By Robert McMillan , IDG News Service , 12/04/2003

Continuing its war of words against the Linux community, The SCO Group Wednesday accused free software advocates of threatening the intellectual property protections provided by U.S. and European law.

"There is a group of software developers in the United States, and other parts of the world, that do not believe in the approach to copyright protection mandated by Congress," SCO CEO Darl McBride wrote in an open letter posted on SCO's Web site Wednesday.

The letter argues that Linux's GPL (GNU General Public License) software license is "exactly opposite in its effect from the 'copyright' laws adopted by the U.S. Congress and the European Union."

It accuses the creators of the GPL, the Free Software Foundation (FSF) and Red Hat of seeking to eliminate the profit motive from software development, and argues that the profit motive "underpins the constitutionality of the (U.S.) Copyright Act."

The letter was written in response to a position paper authored by FSF General Council Eben Moglen and published Nov. 24 on the Open Source Development Lab (OSDL) Web site, a SCO spokesman said.

Linux backers blasted the letter, pointing out that the GPL itself requires copyright protection in order to be enforceable, and accusing SCO itself being a copyright violator by distributing Linux under terms contrary to the GPL.

McBride's argument has its "fundamental facts wrong," said Linux creator Linus Torvalds.
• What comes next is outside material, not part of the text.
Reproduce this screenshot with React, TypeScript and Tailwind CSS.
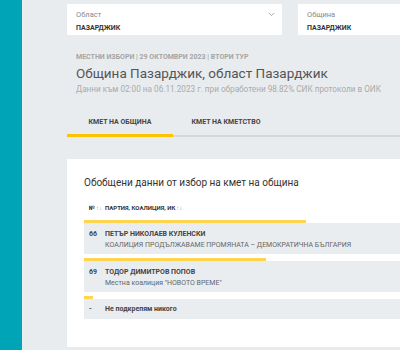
import { ChevronDown } from "lucide-react";

const rows = [
  { no: "66", name: "ПЕТЪР НИКОЛАЕВ КУЛЕНСКИ", party: "КОАЛИЦИЯ ПРОДЪЛЖАВАМЕ ПРОМЯНАТА – ДЕМОКРАТИЧНА БЪЛГАРИЯ", bar: 222 },
  { no: "69", name: "ТОДОР ДИМИТРОВ ПОПОВ", party: 'Местна коалиция "НОВОТО ВРЕМЕ"', bar: 182 },
  { no: "-", name: "Не подкрепям никого", party: "", bar: 9 },
];

function SortIcon() {
  return <span className="ml-[1px] text-[6px] font-normal text-gray-400">↑↓</span>;
}

export default function App() {
  return (
    <div className="flex min-h-[350px] w-[400px] overflow-hidden bg-[#e9ecef] font-['Roboto',sans-serif]">
      <div className="w-[22px] shrink-0 bg-[#00a4b7]" />
      <div className="ml-[45px] flex-1 pt-[4px]">
        <div className="flex gap-[16px]">
          <div className="relative h-[31px] w-[215px] shrink-0 bg-white px-[9px] pt-[6px]">
            <div className="text-[7.5px] leading-[9px] text-[#888]">Област</div>
            <div className="mt-[5px] text-[7px] font-bold leading-[9px] text-[#333]">ПАЗАРДЖИК</div>
            <ChevronDown className="absolute right-[6px] top-[6px] h-[9px] w-[9px] text-[#888]" />
          </div>
          <div className="h-[31px] w-[215px] shrink-0 bg-white px-[9px] pt-[6px]">
            <div className="text-[7.5px] leading-[9px] text-[#888]">Община</div>
            <div className="mt-[5px] text-[7px] font-bold leading-[9px] text-[#333]">ПАЗАРДЖИК</div>
          </div>
        </div>

        <div className="ml-[9px] mt-[17px]">
          <div className="text-[7px] font-bold leading-[10px] text-[#a5a5a5]">МЕСТНИ ИЗБОРИ | 29 ОКТОМВРИ 2023 | ВТОРИ ТУР</div>
          <div className="mt-[1px] text-[13.5px] leading-[20px] text-[#555]">Община Пазарджик, област Пазарджик</div>
          <div className="mt-[1px] text-[8.2px] leading-[10px] text-[#aaa]">Данни към 02:00 на 06.11.2023 г. при обработени 98.82% СИК протоколи в ОИК</div>
        </div>

        <div className="mt-[23px] flex border-b-[2px] border-[#d5d8db]">
          <div className="relative w-[106px] pb-[7px] text-center text-[7px] font-bold leading-[11px] text-[#444]">
            КМЕТ НА ОБЩИНА
            <div className="absolute bottom-[-2px] left-0 h-[3px] w-full bg-[#fdc300]" />
          </div>
          <div className="w-[106px] pb-[7px] text-center text-[7px] font-bold leading-[11px] text-[#444]">КМЕТ НА КМЕТСТВО</div>
        </div>

        <div className="mt-[22px] min-h-[188px] bg-white px-[17px] pt-[18px]">
          <div className="text-[10px] leading-[12px] text-[#333]">Обобщени данни от избор на кмет на община</div>
          <div className="mt-[15px] flex items-center pl-[5px] text-[6px] font-bold leading-[8px] text-[#333]">
            <div className="flex w-[16px] shrink-0 items-center">
              <span>№</span>
              <SortIcon />
            </div>
            <span>ПАРТИЯ, КОАЛИЦИЯ, ИК</span>
            <SortIcon />
          </div>
          <div className="mt-[8px] flex flex-col gap-[4px]">
            {rows.map((r) => (
              <div key={r.no}>
                <div className="h-[3px] bg-[#ffd54f]" style={{ width: r.bar }} />
                <div className={`flex bg-[#eaedf0] pl-[5px] ${r.party ? "h-[31px] pt-[6px]" : "h-[20px] items-center"}`}>
                  <div className="w-[16px] shrink-0 text-[7px] font-bold leading-[10px] text-[#444]">{r.no}</div>
                  <div>
                    <div className="text-[7px] font-bold leading-[10px] text-[#444]">{r.name}</div>
                    {r.party && <div className="mt-[1px] text-[7px] leading-[10px] text-[#666]">{r.party}</div>}
                  </div>
                </div>
              </div>
            ))}
          </div>
        </div>
      </div>
    </div>
  );
}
"I'm a big believer in copyrights," Torvalds wrote in an e-mail interview. "Of all the intellectual property (laws), copyright ... is the only one that is expressly designed so that individual people can (and do) get them without having scads of lawyers on their side."

"If Darl McBride was in charge, he'd probably make marriage unconstitutional too, since clearly it de-emphasizes the commercial nature of normal human interaction, and probably is a major impediment to the commercial growth of prostitution," he wrote.

McBride's company sued IBM in March, claiming that IBM's Linux contributions had violated SCO's intellectual property. Since then SCO has escalated its rhetoric, accusing Linux developers of copyright violations and of threatening to destroy the software industry itself.

SCO has been reluctant to provide proof of its claims, and in August the Lindon, Utah, company was sued by Red Hat, which maintains that SCO's allegations are unfounded and are causing harm to Red Hat's business.